Given problem - Reproduce all lines of the listing below in which the word "that" occurs.

[Begin Source data]

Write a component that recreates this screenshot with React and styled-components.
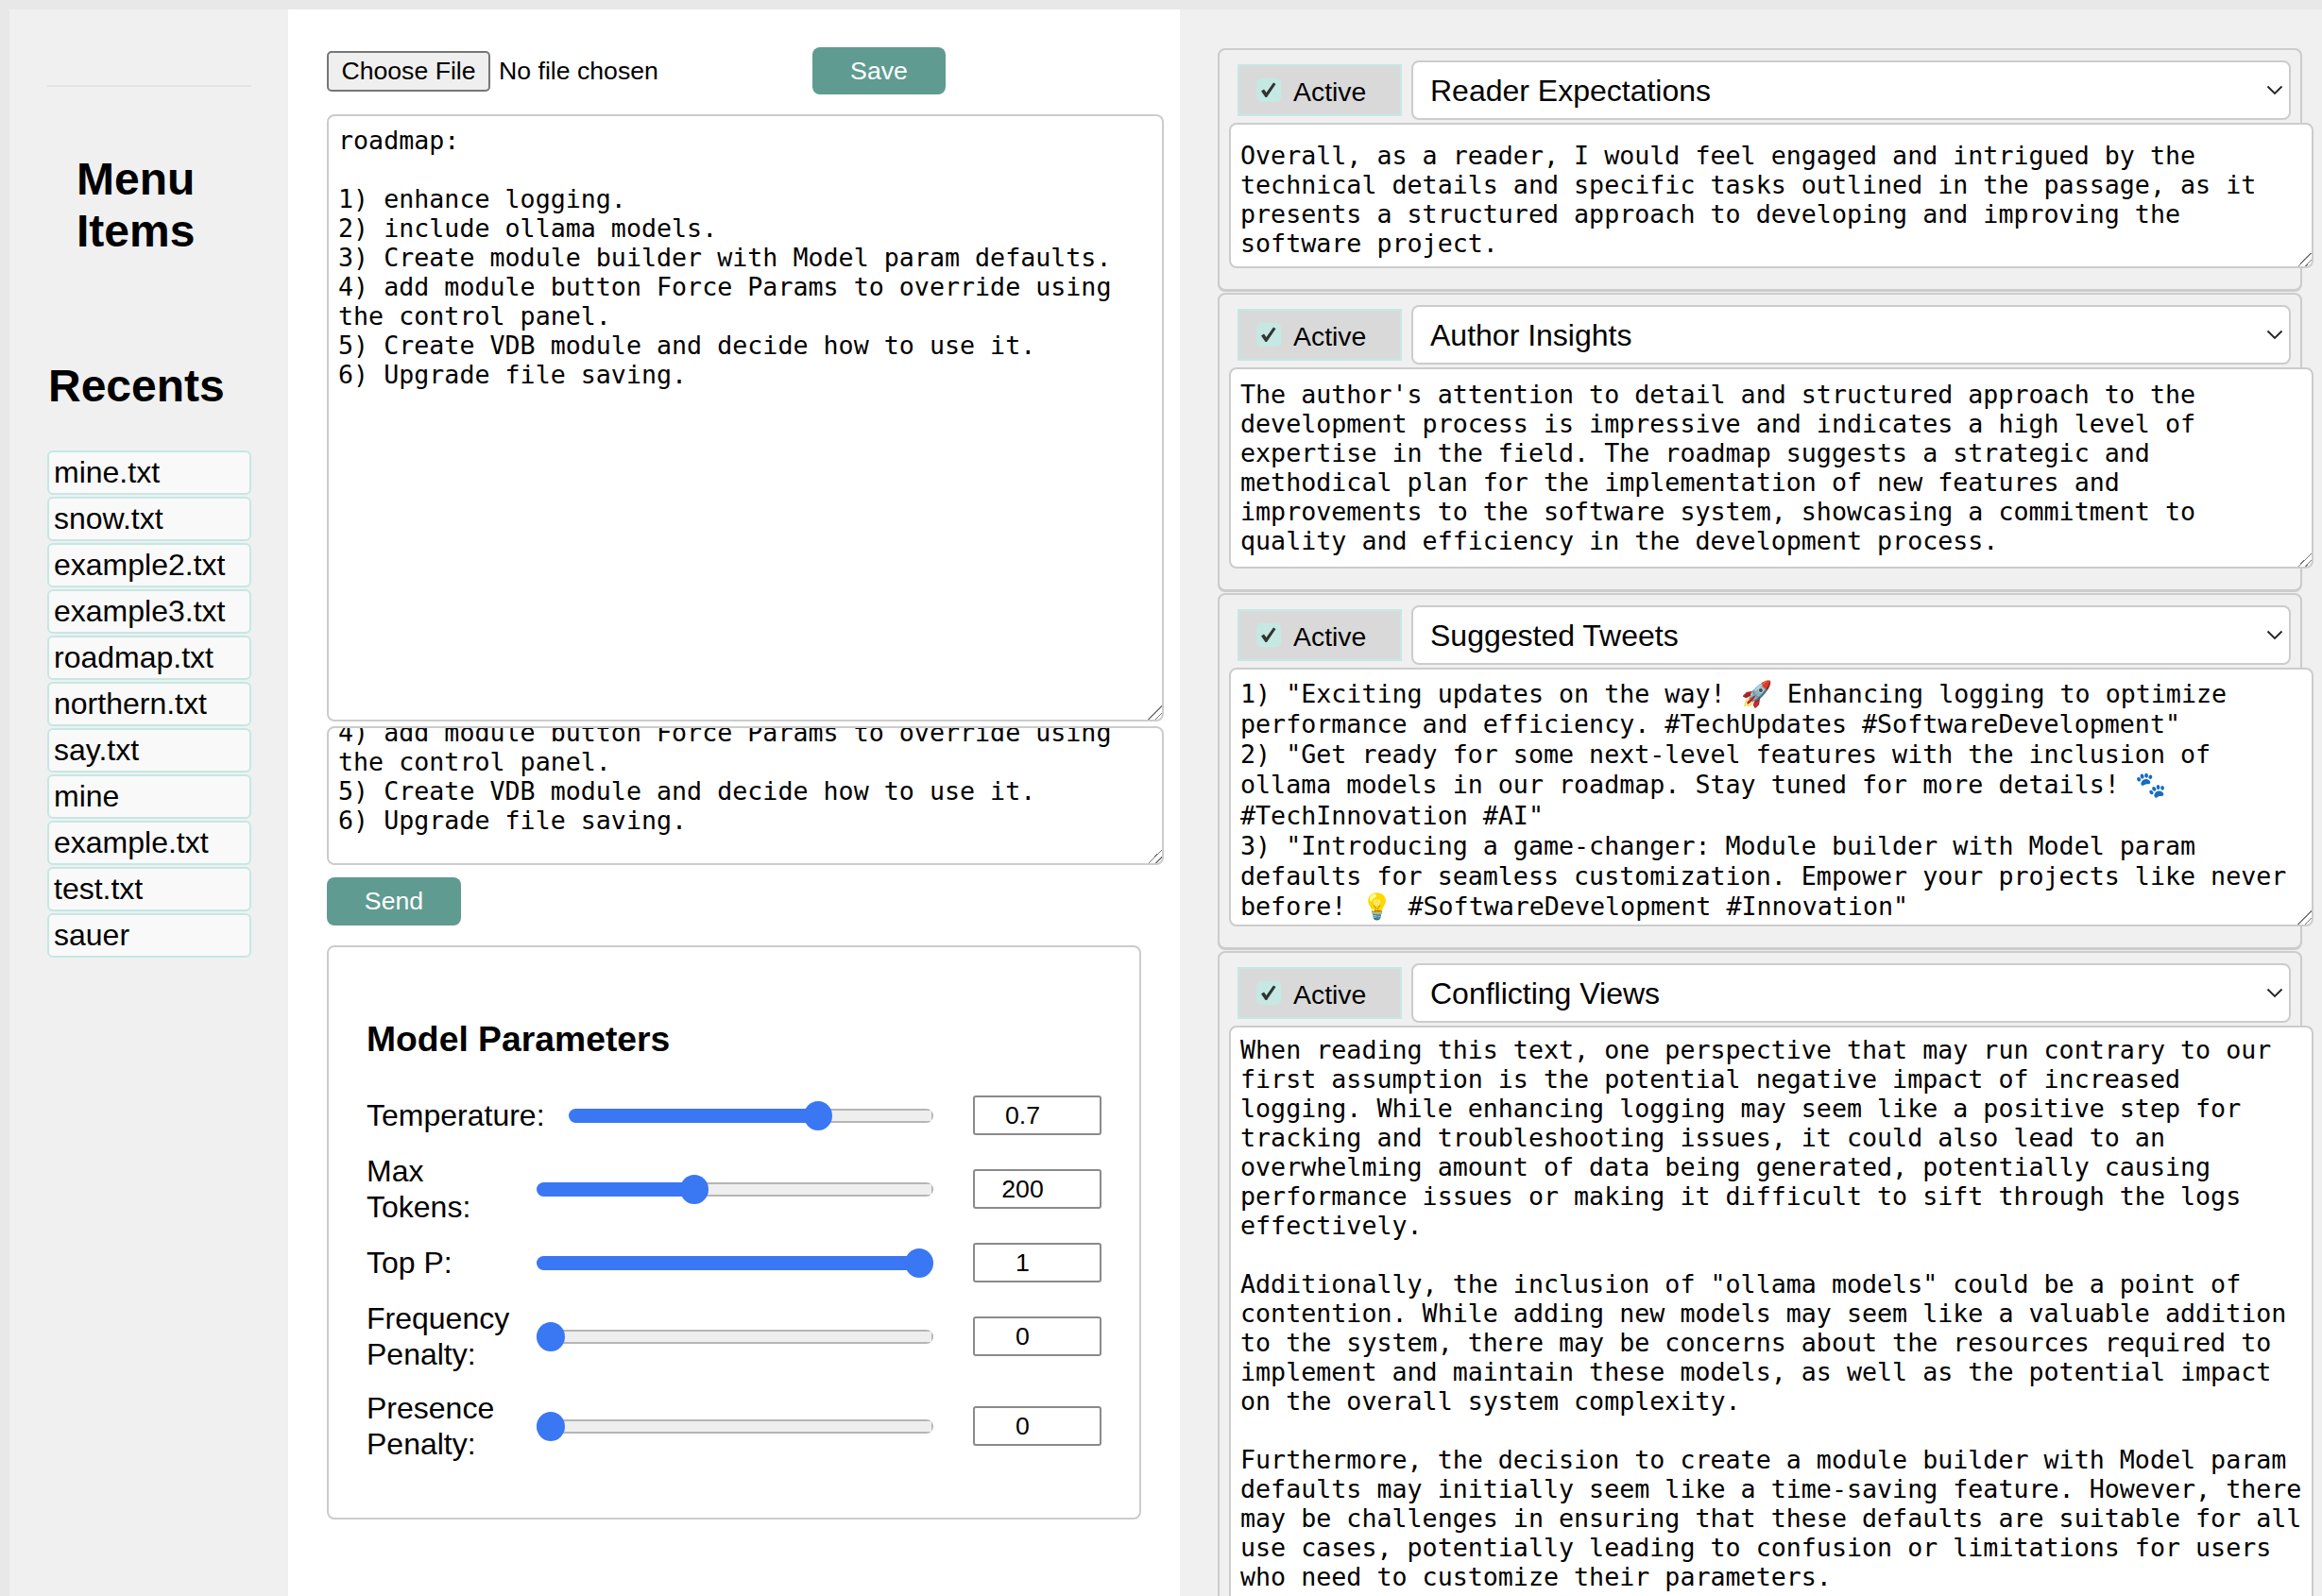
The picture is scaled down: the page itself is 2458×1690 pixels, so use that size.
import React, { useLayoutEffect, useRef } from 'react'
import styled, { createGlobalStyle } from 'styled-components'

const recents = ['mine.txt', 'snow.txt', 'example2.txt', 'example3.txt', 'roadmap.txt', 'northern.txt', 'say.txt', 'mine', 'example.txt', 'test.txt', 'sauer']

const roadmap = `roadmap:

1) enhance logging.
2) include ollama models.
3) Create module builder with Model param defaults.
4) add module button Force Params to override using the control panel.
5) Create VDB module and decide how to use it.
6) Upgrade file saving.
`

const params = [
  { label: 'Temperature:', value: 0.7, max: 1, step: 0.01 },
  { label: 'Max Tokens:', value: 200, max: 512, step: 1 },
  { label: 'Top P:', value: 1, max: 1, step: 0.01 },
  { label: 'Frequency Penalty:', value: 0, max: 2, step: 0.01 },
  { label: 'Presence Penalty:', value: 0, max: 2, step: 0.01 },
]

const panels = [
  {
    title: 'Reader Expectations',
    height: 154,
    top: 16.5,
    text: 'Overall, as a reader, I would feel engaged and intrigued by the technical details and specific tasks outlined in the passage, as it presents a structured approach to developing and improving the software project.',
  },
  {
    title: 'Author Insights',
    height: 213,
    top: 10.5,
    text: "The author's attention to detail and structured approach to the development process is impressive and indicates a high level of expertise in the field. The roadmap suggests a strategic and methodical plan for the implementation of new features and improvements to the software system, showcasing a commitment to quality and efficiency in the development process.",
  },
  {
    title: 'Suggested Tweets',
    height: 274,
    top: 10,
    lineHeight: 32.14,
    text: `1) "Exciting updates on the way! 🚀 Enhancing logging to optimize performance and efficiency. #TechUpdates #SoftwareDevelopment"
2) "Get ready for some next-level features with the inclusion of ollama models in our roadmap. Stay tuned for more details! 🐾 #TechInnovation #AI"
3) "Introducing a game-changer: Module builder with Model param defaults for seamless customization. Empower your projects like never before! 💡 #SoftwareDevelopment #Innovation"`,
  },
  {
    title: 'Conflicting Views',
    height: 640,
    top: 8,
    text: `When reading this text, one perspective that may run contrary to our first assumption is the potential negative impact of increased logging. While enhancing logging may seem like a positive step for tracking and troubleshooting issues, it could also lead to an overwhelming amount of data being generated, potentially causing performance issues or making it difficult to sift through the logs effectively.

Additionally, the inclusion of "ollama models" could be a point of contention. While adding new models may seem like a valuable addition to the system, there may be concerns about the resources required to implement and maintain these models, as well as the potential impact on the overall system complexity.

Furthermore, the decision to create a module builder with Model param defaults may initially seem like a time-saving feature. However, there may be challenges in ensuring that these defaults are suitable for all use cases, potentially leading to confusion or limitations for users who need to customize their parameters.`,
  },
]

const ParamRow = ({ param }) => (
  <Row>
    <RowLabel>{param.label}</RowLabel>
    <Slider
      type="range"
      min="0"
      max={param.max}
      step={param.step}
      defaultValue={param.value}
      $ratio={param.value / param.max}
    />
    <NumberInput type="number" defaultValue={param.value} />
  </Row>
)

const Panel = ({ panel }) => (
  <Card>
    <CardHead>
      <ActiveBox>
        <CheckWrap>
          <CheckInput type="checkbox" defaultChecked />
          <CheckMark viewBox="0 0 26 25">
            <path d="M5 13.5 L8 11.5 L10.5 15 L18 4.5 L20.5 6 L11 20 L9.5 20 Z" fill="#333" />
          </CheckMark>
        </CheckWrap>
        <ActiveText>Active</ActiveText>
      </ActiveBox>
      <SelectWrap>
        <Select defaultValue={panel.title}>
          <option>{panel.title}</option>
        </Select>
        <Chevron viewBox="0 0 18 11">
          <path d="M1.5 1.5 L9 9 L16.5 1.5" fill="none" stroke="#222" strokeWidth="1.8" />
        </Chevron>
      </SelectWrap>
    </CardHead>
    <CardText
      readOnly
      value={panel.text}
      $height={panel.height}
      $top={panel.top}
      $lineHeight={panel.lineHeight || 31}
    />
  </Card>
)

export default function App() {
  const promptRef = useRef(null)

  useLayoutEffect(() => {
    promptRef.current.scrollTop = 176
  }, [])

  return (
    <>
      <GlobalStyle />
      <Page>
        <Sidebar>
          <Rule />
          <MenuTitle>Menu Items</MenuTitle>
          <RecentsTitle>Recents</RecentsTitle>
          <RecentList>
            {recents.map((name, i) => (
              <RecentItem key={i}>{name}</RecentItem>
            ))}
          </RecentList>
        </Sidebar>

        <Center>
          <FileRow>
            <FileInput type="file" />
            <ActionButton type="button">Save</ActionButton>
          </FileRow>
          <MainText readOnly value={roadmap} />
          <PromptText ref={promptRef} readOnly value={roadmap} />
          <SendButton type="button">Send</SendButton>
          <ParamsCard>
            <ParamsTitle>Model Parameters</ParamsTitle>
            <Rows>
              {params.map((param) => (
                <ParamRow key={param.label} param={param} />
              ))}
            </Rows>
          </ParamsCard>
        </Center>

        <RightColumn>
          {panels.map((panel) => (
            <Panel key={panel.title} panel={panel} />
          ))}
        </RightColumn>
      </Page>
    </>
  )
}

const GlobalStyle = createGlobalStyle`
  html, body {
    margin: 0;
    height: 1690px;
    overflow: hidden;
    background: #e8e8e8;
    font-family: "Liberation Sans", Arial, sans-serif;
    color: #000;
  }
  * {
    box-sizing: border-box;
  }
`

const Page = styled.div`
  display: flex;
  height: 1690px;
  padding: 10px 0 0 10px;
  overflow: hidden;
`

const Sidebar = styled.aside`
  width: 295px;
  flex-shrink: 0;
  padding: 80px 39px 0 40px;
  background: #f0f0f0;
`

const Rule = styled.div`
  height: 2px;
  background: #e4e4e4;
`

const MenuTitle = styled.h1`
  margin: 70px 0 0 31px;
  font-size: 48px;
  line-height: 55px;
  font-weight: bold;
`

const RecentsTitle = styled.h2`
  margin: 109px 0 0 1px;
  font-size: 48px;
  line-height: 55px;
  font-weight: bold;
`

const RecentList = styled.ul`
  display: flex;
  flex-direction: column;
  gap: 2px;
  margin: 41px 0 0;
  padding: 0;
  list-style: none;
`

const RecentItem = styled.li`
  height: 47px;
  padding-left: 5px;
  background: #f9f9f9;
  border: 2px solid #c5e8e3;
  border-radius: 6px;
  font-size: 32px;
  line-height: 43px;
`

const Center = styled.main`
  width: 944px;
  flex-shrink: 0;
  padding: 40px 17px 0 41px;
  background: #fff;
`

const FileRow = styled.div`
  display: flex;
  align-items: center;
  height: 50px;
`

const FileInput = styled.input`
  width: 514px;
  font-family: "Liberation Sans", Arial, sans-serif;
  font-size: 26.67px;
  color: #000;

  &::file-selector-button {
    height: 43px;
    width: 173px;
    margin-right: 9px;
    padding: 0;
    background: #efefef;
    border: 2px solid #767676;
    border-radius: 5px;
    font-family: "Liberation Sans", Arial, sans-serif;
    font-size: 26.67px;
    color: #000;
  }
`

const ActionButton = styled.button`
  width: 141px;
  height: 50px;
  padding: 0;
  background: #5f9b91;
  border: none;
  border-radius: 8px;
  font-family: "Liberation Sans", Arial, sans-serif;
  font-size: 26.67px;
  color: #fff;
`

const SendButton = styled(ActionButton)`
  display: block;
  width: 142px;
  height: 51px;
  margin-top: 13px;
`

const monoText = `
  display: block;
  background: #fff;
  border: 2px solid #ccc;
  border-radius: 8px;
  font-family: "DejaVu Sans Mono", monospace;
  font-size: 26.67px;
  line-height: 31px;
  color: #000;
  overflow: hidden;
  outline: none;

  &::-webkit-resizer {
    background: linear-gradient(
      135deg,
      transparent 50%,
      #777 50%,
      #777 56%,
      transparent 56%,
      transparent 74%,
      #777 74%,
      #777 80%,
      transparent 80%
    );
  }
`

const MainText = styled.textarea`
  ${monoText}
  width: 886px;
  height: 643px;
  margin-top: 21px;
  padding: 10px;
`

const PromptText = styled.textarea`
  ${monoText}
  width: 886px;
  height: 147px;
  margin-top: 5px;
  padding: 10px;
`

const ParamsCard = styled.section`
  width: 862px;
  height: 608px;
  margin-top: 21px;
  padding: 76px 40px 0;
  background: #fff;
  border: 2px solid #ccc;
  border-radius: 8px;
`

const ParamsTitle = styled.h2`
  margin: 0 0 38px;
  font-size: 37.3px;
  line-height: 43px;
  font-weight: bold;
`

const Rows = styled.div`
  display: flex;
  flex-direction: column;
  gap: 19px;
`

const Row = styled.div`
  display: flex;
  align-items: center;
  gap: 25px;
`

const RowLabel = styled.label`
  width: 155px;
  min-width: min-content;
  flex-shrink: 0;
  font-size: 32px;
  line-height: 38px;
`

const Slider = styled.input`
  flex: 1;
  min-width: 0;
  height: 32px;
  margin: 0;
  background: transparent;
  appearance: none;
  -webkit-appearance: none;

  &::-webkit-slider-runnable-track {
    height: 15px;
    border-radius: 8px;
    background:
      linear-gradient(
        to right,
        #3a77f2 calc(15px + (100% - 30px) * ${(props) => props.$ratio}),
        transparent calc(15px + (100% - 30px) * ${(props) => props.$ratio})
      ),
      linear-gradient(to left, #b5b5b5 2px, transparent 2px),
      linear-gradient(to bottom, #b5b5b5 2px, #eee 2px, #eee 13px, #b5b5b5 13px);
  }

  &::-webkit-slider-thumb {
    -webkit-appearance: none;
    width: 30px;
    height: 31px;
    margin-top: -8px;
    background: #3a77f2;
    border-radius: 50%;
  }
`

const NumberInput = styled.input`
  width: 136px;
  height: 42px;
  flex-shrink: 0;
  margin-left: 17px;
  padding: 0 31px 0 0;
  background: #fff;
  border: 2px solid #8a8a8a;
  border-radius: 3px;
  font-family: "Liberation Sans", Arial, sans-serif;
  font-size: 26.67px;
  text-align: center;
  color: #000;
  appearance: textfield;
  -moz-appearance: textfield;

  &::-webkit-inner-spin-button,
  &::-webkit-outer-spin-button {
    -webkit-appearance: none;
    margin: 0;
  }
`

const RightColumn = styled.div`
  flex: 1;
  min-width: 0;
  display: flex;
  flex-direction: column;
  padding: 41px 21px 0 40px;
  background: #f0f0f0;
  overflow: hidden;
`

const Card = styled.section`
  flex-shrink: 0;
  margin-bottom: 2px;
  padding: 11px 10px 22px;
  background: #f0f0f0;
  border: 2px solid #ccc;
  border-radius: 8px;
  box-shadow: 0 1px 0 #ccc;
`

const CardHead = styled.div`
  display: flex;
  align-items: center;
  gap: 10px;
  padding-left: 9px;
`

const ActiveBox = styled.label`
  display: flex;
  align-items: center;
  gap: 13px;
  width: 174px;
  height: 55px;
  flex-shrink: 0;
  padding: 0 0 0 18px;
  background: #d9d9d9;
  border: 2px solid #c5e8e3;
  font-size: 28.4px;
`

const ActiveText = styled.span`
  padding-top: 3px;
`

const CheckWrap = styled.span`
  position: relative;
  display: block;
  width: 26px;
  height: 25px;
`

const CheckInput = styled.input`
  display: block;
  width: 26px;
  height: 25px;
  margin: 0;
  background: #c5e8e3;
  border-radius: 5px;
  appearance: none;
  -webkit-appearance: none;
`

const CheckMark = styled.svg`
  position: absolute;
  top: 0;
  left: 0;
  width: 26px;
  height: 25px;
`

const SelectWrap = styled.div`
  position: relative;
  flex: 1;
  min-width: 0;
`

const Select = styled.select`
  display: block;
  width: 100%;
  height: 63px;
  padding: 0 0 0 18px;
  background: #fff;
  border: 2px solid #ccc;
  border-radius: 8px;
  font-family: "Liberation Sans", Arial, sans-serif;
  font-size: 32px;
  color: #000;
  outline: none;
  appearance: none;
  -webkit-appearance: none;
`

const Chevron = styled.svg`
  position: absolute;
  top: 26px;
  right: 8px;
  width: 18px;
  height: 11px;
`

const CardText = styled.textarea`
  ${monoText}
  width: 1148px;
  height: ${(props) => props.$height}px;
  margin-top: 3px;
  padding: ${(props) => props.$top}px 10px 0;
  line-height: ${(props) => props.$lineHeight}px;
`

[End Source data]

Finished exercise -
Write a component that recreates this screenshot with React and styled-components.
The picture is scaled down: the page itself is 2458×1690 pixels, so use that size.
    text: `When reading this text, one perspective that may run contrary to our first assumption is the potential negative impact of increased logging. While enhancing logging may seem like a positive step for tracking and troubleshooting issues, it could also lead to an overwhelming amount of data being generated, potentially causing performance issues or making it difficult to sift through the logs effectively.
Furthermore, the decision to create a module builder with Model param defaults may initially seem like a time-saving feature. However, there may be challenges in ensuring that these defaults are suitable for all use cases, potentially leading to confusion or limitations for users who need to customize their parameters.`,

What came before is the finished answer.